Providing extra services to clients since the recession seems to be taking its toll on roughly half of advisers.

Despite the economic recovery, roughly half of financial advisers say they’re still under pressure because they’re providing new services to sort out all the damaged caused by the downturn.
Since the recession began in December 2007, some 61% of advisers said they’ve provided more financial education to clients, while 56% said they are now zeroing in on diversification of investments and 41% said they have a greater focus on financial risk management, according to a survey from Principal Financial Group.
Providing all of these added services appears to be taking its toll: Of the 650 advisers surveyed in April, 52% said their work-related stress level is the same or higher than it was a year ago. Meanwhile, 48% said their work-related stress was lower.

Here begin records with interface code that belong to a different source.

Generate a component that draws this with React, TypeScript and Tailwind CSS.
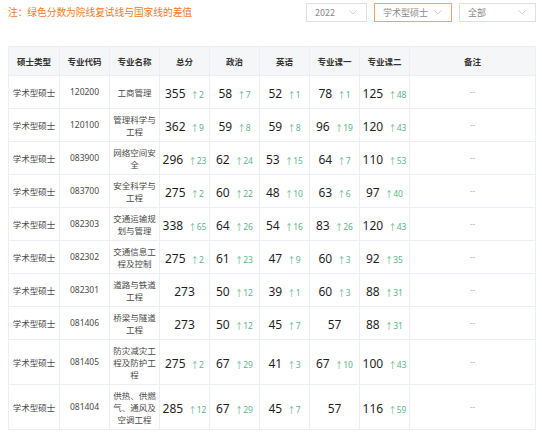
import React from 'react'

type Score = [number, number?]

type Row = {
  code: string
  name: string
  scores: Score[]
}

const ROWS: Row[] = [
  { code: '120200', name: '工商管理', scores: [[355, 2], [58, 7], [52, 1], [78, 1], [125, 48]] },
  { code: '120100', name: '管理科学与工程', scores: [[362, 9], [59, 8], [59, 8], [96, 19], [120, 43]] },
  { code: '083900', name: '网络空间安全', scores: [[296, 23], [62, 24], [53, 15], [64, 7], [110, 53]] },
  { code: '083700', name: '安全科学与工程', scores: [[275, 2], [60, 22], [48, 10], [63, 6], [97, 40]] },
  { code: '082303', name: '交通运输规划与管理', scores: [[338, 65], [64, 26], [54, 16], [83, 26], [120, 43]] },
  { code: '082302', name: '交通信息工程及控制', scores: [[275, 2], [61, 23], [47, 9], [60, 3], [92, 35]] },
  { code: '082301', name: '道路与铁道工程', scores: [[273], [50, 12], [39, 1], [60, 3], [88, 31]] },
  { code: '081406', name: '桥梁与隧道工程', scores: [[273], [50, 12], [45, 7], [57], [88, 31]] },
  { code: '081405', name: '防灾减灾工程及防护工程', scores: [[275, 2], [67, 29], [41, 3], [67, 10], [100, 43]] },
  { code: '081404', name: '供热、供燃气、通风及空调工程', scores: [[285, 12], [67, 29], [45, 7], [57], [116, 59]] },
]

const HEADERS = ['硕士类型', '专业代码', '专业名称', '总分', '政治', '英语', '专业课一', '专业课二', '备注']

const CJK = { fontFamily: '"Noto Sans CJK SC", "Noto Sans", sans-serif' }
const NUM = { fontFamily: '"Noto Sans", "Noto Sans CJK SC", sans-serif' }

function Chevron() {
  return (
    <svg width="8" height="5" viewBox="0 0 8 5" fill="none">
      <path d="M0.5 0.5 L4 4 L7.5 0.5" stroke="#c0c4cc" strokeWidth="0.8" />
    </svg>
  )
}

function Select({ label, width, active }: { label: string; width: string; active?: boolean }) {
  return (
    <div
      className={`h-[19px] ${width} flex items-center justify-between pl-[8px] pr-[9px] bg-white border ${active ? 'border-[#f0a466]' : 'border-[#dcdfe6]'}`}
    >
      <span className="text-[9px] text-[#8a8a8a]" style={CJK}>{label}</span>
      <Chevron />
    </div>
  )
}

function ScoreCell({ s }: { s: Score }) {
  const [v, d] = s
  return (
    <td className="border border-[#ebeef5] text-center whitespace-nowrap" style={NUM}>
      <span className="text-[12px] text-[#1f1f1f]">{v}</span>
      {d !== undefined && (
        <span className="ml-[5px] text-[8.5px] text-[#5cb58c]">↑{d}</span>
      )}
    </td>
  )
}

export default function App() {
  return (
    <div className="w-[542px] h-[433px] bg-white pl-2 pr-[6px] overflow-hidden">
      <div className="pt-[3px] flex items-center justify-between">
        <div className="text-[9.7px] text-[#f07a1e]" style={CJK}>注：绿色分数为院线复试线与国家线的差值</div>
        <div className="flex gap-[7px]">
          <Select label="2022" width="w-[61px]" />
          <Select label="学术型硕士" width="w-[78px]" active />
          <Select label="全部" width="w-[77px]" />
        </div>
      </div>

      <table className="mt-[24px] w-full table-fixed border-collapse">
        <colgroup>
          <col className="w-[51px]" />
          <col className="w-[50px]" />
          <col className="w-[50px]" />
          <col className="w-[50px]" />
          <col className="w-[50px]" />
          <col className="w-[50px]" />
          <col className="w-[50px]" />
          <col className="w-[50px]" />
          <col />
        </colgroup>
        <thead>
          <tr className="h-[29px] bg-[#f5f6f7]">
            {HEADERS.map(h => (
              <th key={h} className="border border-[#ebeef5] text-[8.5px] font-bold text-[#333]" style={CJK}>{h}</th>
            ))}
          </tr>
        </thead>
        <tbody>
          {ROWS.map(r => (
            <tr key={r.code} className="h-[33px]">
              <td className="border border-[#ebeef5] text-center text-[8.5px] text-[#4a4a4a]" style={CJK}>学术型硕士</td>
              <td className="border border-[#ebeef5] text-center text-[8.5px] text-[#4a4a4a]" style={NUM}>{r.code}</td>
              <td className="border border-[#ebeef5] text-center text-[8.5px] leading-[12px] text-[#4a4a4a] px-[3px] py-[4px]" style={CJK}>{r.name}</td>
              {r.scores.map((s, i) => <ScoreCell key={i} s={s} />)}
              <td className="border border-[#ebeef5] text-center text-[8px] text-[#b5b5b5]" style={NUM}>--</td>
            </tr>
          ))}
        </tbody>
      </table>
    </div>
  )
}
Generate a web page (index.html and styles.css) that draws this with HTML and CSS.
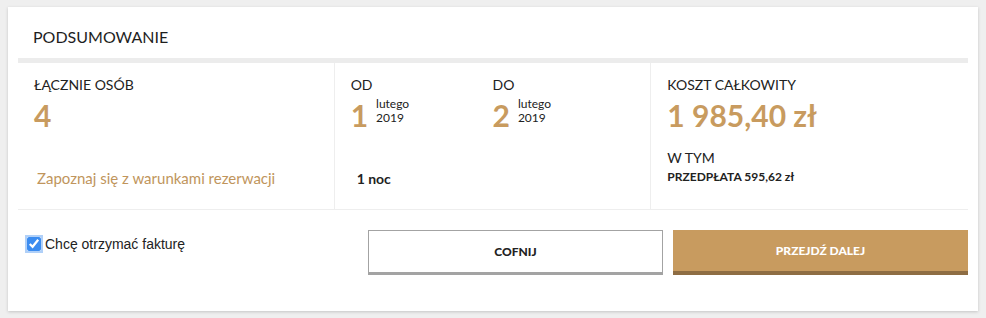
FILE: index.html
```html
<!DOCTYPE html>
<html lang="pl">
<head>
    <meta charset="UTF-8">
    <meta name="viewport" content="width=device-width, initial-scale=1.0">
    <title>Podsumowanie</title>
    <link rel="stylesheet" href="styles.css">
</head>
<body>

    <div class="summary">
        <h2 class="summary-title">PODSUMOWANIE</h2>

        <div class="summary-row">
            <div class="summary-col">
                <div class="label">ŁĄCZNIE OSÓB</div>
                <div class="big">4</div>
                <a class="terms" href="#">Zapoznaj się z warunkami rezerwacji</a>
            </div>

            <div class="summary-col">
                <div class="dates">
                    <div class="date">
                        <div class="label">OD</div>
                        <div class="date-value">
                            <span class="big">1</span>
                            <div class="month">
                                <div>lutego</div>
                                <div>2019</div>
                            </div>
                        </div>
                    </div>
                    <div class="date">
                        <div class="label">DO</div>
                        <div class="date-value">
                            <span class="big">2</span>
                            <div class="month">
                                <div>lutego</div>
                                <div>2019</div>
                            </div>
                        </div>
                    </div>
                </div>
                <div class="nights">1 noc</div>
            </div>

            <div class="summary-col">
                <div class="label">KOSZT CAŁKOWITY</div>
                <div class="big">1 985,40 zł</div>
                <div class="label label-sub">W TYM</div>
                <div class="prepay">PRZEDPŁATA 595,62 zł</div>
            </div>
        </div>

        <div class="summary-actions">
            <label class="invoice">
                <input type="checkbox" checked>
                Chcę otrzymać fakturę
            </label>
            <button class="btn btn-back">COFNIJ</button>
            <button class="btn btn-next">PRZEJDŹ DALEJ</button>
        </div>
    </div>

</body>
</html>
```

FILE: styles.css
```css
body {
    font-family: Lato, "Open Sans", sans-serif;
    background-color: #efefef;
    margin: 0;
    padding: 7px 8px;
    color: #222;
}

.summary {
    width: 970px;
    height: 304px;
    box-sizing: border-box;
    background-color: #fff;
    padding: 0 10px;
    box-shadow: 0 1px 3px rgba(0, 0, 0, 0.18);
}

.summary-title {
    margin: 0;
    height: 56px;
    box-sizing: border-box;
    padding: 20px 15px 0;
    font-size: 16px;
    font-weight: 400;
    line-height: 20px;
    color: #1e1e1e;
    border-bottom: 5px solid #ececec;
}

.summary-row {
    display: grid;
    grid-template-columns: repeat(3, 1fr);
    border-bottom: 1px solid #eee;
}

.summary-col {
    height: 146px;
    box-sizing: border-box;
    padding: 13px 16px 0;
    border-right: 1px solid #eee;
}

.summary-col:last-child {
    border-right: none;
}

.label {
    font-size: 14px;
    line-height: 17px;
    color: #222;
}

.big {
    font-size: 30px;
    font-weight: 700;
    line-height: 36px;
    margin-top: 4px;
    color: #c89b5f;
}

.terms {
    display: block;
    margin-top: 36px;
    margin-left: 3px;
    font-size: 15px;
    line-height: 18px;
    color: #c0955c;
    text-decoration: none;
}

.dates {
    display: grid;
    grid-template-columns: 1fr 1fr;
}

.date-value {
    display: flex;
    align-items: flex-start;
}

.date-value .big {
    margin-right: 8px;
}

.month {
    font-size: 12px;
    line-height: 14px;
    margin-top: 4px;
    color: #222;
}

.nights {
    margin-top: 37px;
    margin-left: 6px;
    font-size: 14px;
    font-weight: 700;
}

.label-sub {
    margin-top: 16px;
}

.prepay {
    margin-top: 3px;
    font-size: 12px;
    font-weight: 700;
}

.summary-actions {
    display: flex;
    align-items: flex-start;
    gap: 10px;
    padding-top: 20px;
}

.invoice {
    flex: 1;
    display: flex;
    align-items: center;
    margin-left: 9px;
    margin-top: 6px;
    font-family: "Liberation Sans", Arial, sans-serif;
    font-size: 14px;
    color: #222;
}

.invoice input {
    margin: 0 4px 0 0;
    width: 14px;
    height: 14px;
    accent-color: #3b8cf0;
    box-shadow: 0 0 0 2px rgba(80, 150, 240, 0.45);
    border-radius: 3px;
}

.btn {
    width: 295px;
    height: 45px;
    font-family: Lato, sans-serif;
    font-size: 12px;
    font-weight: 900;
    cursor: pointer;
}

.btn-back {
    background-color: #fff;
    color: #222;
    border: 1px solid #a3a3a3;
    border-bottom: 3px solid #a3a3a3;
}

.btn-next {
    background-color: #c89b5f;
    color: #fff;
    border: none;
    border-bottom: 4px solid #8e6d43;
}
```
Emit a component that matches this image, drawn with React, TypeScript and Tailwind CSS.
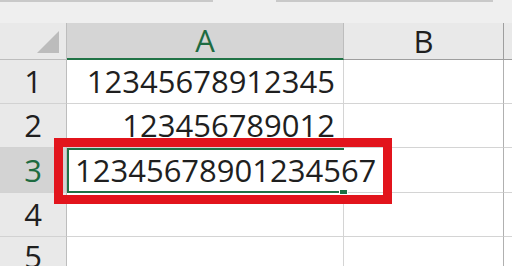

“I think this was a situation that many advisers hadn’t faced before,” said Timothy Minard, senior vice president for retirement distribution at Principal. “Half of advisers have seen it calm down and the others are still fighting their way out.”
Mr. Minard said advisers are doing more for clients than in the past. Fully 81% said they are touching base with clients on a regular basis and offering more face-to-face meetings.
“I think the adviser’s role in the past year has really changed,” Mr. Minard said. “It’s migrated to that of a therapist. They’re doling out a lot of good educational advice, as opposed to just delivering product.”
The survey showed 72% the respondents said they’ve helped their clients cut debt, and 65% said they’ve pushed their clients to increase their retirement savings.
The study also found that 62% of advisers said they’re recommending more financial protection products such as life insurance and disability insurance.